Start Material supplied

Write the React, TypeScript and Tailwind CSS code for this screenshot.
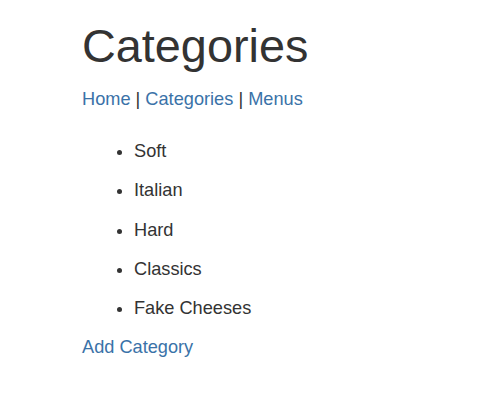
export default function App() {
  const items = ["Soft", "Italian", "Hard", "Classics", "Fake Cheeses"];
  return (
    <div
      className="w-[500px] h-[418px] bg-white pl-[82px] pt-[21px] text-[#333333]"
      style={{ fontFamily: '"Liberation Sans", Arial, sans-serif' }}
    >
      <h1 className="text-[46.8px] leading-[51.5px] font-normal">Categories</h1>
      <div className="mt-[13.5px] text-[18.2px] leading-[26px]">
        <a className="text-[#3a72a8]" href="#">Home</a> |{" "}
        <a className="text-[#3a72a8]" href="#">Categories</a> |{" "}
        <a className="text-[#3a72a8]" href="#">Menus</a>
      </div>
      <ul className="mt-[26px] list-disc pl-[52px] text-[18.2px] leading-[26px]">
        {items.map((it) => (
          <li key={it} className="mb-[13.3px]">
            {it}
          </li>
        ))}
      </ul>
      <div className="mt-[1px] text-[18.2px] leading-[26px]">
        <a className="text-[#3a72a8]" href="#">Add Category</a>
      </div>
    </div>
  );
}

End Material supplied
Start Material supplied

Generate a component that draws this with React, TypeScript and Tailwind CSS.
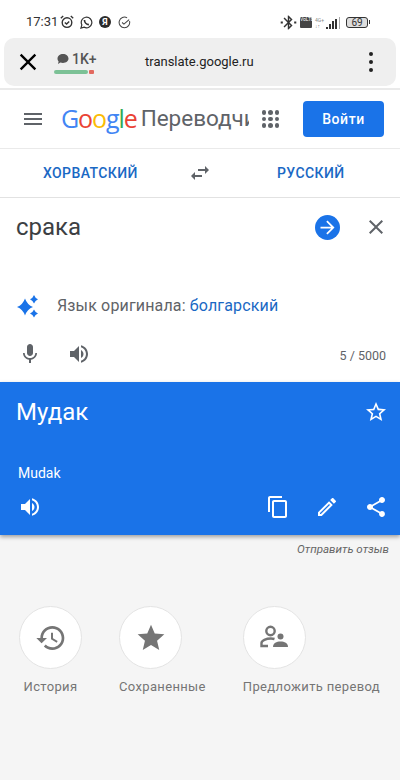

End Material supplied
Start Material supplied

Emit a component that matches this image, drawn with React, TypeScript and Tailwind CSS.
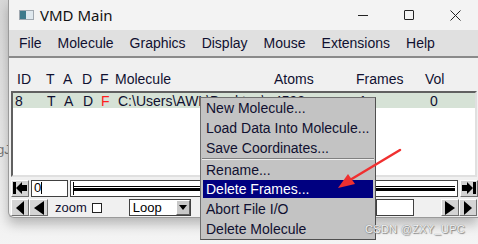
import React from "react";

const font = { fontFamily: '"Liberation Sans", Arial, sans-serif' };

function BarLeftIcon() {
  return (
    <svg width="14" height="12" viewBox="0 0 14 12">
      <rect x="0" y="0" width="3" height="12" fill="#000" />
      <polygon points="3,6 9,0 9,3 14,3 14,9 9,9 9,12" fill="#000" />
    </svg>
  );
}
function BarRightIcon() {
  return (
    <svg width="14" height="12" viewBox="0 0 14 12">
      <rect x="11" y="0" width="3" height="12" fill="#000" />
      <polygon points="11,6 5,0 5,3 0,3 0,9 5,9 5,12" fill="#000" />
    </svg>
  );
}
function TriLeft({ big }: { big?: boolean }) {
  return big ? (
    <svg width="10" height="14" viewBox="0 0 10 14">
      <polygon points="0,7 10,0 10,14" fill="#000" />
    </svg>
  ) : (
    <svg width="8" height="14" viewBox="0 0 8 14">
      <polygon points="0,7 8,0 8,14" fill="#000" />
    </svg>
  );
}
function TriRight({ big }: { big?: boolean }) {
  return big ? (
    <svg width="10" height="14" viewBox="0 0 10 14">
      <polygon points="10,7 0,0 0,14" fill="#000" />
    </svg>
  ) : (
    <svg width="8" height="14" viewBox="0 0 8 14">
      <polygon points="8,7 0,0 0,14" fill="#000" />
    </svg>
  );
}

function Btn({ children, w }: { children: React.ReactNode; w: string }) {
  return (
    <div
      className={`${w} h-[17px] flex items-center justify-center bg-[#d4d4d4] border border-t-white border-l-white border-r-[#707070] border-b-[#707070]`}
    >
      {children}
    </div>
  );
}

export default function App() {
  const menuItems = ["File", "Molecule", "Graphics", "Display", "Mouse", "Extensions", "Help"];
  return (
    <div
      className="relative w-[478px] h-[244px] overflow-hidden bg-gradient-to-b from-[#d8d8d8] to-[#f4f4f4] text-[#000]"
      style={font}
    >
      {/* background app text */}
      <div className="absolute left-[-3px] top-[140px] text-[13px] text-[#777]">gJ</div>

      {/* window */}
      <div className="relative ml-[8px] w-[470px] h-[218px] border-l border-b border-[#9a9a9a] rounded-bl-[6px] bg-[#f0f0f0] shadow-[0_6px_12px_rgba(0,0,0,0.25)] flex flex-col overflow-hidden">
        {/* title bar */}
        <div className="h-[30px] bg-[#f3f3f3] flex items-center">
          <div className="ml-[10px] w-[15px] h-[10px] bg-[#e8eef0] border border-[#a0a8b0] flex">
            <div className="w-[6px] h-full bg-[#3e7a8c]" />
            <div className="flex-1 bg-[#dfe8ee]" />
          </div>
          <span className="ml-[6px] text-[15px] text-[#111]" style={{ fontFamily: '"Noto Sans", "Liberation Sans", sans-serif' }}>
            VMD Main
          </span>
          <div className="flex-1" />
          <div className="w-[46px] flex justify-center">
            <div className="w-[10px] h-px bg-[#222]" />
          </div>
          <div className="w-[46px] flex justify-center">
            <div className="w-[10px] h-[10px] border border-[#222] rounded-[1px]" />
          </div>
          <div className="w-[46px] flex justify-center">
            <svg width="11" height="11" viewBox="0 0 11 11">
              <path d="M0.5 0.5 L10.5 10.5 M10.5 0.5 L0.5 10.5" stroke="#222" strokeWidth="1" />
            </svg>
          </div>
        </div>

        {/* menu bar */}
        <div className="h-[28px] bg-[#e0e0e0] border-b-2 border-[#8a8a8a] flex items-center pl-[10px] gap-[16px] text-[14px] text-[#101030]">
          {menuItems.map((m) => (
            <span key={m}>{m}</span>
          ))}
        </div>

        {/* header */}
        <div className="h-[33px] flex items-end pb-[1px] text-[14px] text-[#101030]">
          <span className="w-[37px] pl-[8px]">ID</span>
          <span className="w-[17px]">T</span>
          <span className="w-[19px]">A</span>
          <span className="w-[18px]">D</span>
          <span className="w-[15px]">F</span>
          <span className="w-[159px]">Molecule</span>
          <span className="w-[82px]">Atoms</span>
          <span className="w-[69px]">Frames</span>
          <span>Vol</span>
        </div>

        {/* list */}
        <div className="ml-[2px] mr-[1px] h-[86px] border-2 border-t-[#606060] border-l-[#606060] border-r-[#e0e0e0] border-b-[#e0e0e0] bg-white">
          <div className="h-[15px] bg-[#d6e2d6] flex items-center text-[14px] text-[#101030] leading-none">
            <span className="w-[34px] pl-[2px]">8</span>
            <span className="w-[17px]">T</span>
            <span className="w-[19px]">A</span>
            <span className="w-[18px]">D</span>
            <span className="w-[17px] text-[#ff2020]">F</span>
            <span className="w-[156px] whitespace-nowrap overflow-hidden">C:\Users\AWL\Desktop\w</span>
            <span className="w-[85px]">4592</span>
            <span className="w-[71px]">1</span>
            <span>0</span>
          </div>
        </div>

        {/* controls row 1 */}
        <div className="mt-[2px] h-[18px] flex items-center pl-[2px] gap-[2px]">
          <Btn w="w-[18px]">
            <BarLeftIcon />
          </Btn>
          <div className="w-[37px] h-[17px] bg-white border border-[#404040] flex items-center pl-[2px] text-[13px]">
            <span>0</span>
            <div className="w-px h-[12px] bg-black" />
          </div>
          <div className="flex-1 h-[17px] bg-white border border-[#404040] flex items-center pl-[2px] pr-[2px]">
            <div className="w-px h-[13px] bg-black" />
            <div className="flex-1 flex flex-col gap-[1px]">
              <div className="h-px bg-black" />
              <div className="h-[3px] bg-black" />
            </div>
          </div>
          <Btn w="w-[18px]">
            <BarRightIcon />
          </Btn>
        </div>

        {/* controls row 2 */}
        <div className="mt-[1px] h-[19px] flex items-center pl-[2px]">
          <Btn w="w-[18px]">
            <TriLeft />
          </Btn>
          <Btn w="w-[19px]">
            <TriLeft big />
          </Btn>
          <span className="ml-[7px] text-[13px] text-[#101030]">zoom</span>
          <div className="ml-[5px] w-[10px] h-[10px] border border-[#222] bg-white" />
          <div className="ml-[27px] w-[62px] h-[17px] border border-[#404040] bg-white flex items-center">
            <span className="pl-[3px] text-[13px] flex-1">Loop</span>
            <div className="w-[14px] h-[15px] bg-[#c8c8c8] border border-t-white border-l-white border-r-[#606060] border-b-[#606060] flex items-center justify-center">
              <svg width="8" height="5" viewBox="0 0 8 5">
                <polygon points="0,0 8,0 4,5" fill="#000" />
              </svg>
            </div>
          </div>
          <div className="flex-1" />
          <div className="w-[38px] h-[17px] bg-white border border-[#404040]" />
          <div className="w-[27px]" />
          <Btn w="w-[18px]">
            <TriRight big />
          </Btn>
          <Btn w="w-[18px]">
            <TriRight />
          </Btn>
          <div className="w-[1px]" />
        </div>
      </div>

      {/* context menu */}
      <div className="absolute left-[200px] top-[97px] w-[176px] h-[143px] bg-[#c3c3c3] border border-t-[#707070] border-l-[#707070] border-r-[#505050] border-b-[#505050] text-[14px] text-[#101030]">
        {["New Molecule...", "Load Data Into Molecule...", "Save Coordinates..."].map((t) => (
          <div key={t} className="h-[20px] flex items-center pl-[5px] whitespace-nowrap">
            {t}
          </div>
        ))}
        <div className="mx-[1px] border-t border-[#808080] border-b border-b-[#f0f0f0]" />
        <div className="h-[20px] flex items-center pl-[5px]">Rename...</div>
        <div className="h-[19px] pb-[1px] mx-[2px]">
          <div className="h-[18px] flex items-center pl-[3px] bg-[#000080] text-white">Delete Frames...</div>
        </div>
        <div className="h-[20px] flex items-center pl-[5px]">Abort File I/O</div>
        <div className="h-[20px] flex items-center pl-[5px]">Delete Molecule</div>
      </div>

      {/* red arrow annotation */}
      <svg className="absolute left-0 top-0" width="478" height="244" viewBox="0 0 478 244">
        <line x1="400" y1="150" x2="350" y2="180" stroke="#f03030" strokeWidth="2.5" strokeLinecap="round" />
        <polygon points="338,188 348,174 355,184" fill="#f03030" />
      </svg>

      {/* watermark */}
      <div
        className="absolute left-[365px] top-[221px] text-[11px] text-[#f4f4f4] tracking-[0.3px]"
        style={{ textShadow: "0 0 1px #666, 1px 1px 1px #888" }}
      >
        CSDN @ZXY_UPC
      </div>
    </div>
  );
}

End Material supplied

_Direction_
Copy each line holding the word "that" from the listing above.

_Solution to this task_
Generate a component that draws this with React, TypeScript and Tailwind CSS.
Emit a component that matches this image, drawn with React, TypeScript and Tailwind CSS.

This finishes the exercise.